Just a 30 min train ride from Brussels, Ghent is one of our favorite cities in Europe. The old architecture and medieval feeling of the city make you feel as though you have been transported in time. This little canal city is just close enough to find without trouble but far enough off the beaten path that it doesn’t get too many tourists. For this reason it has retained much of its middle age charm. It’s not a large city so you can see just about everything in 2 or 3 days, making it perfect for a short weekend trip.
The train station is a quite a way from the city center so you’ll want to take the bus or a taxi into downtown. Once you are there, however, you shouldn’t need any other transportation as everything will be within walking distance. We stayed at the Ghent Marriott, which was very reasonably priced (this may have been due to the fact that we were there in the off-season. We visited at the end of April). We found that the location of the hotel was absolutely perfect and the service and accommodations were great as well. They had 2 clean and assembled baby beds waiting for us by the time we checked in and got upstairs.
The best way to see Ghent is just to walk around the city. In 2 days of wandering we felt like we stumbled in to all the right places. In our meanderings we found good places to eat, lots of fun buildings and even a couple of little parks where our kids got to take breaks and play. There are a few things below, however, that you’ll want to plan to see.

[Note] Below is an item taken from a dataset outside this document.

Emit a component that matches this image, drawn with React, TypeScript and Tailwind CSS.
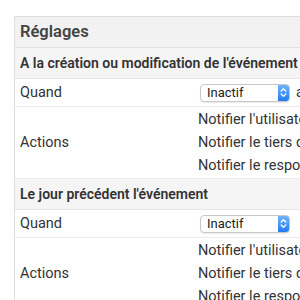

The Cathedrals: there are two as well as a bell tower (which we walked past but didn’t enter). The first Cathedral is St. Nicholas’s Church. It is stunning. The walls seem to climb for miles before the finally meet the ceiling. St. Nicholas’s is free to enter and welcomes visitors from 10:00am to 5:00pm Tues. – Sun. The church is closed for Monday morning mass but opens briefly afterward from 2:00pm to 5:00pm. The second is the St. Bavo Cathedral which houses the famous Ghent Altarpiece. The Cathedral itself is free to enter but there is a fee to view the altarpiece which is set up in a separate guarded room in the corner of the cathedral. St. Bavo’s was consecrated in 942 A.D. but has undergone many renovations since that time. It is an intricate and spectacular building. As you wander the halls you will find many sculptures and paintings including Saint Bavo enters the Convent at Ghent by Peter Paul Rubens. The church is open to the public everyday from 8:30am to 5:00pm. While you can certainly light a candle and offer a prayer, both Cathedrals are meant more for viewing than for worship. This made us feel more comfortable bringing in our, sometimes not-so-quiet, children.
Gravensteen Castle. The fortress towers down over the river just north of the center of town. You can’t miss it. It is free to everyone under the age of 19. Tickets for adults run between 4 and 8 euro depending on your age. While the castle itself doesn’t close until 6pm, last admission is at 5pm. Once inside you will find a self guided tour of the structure. Plan on lot of stairs and tight spaces. Thus, no strollers are allowed (or even possible) so bring the child carriers.
Saturdays there are little markets set up in the square where vendors sell everything from live chickens to antique jewelry. This part was particularly fun for the kids. The little ones will particularly enjoy the animals. You might consider giving each child a couple of Euro at places like these and let them pick out their own souvenir (provided they don’t choose a chicken, of course). Other than that just make sure not to miss out on the Belgian Chocolate! There is a chocolate shop between the bell tower and St. Bavo’s called Van Hoorebeke’s Chocolate Shop. Here you can look down through the glass floor and watch as the chocolatiers work their magic. The staff is also known to have a soft spot for children and will often treat them to a free chocolate in exchange for a smile. Overall we found Ghent to be a charming and friendly city. Defiantly worth a visit.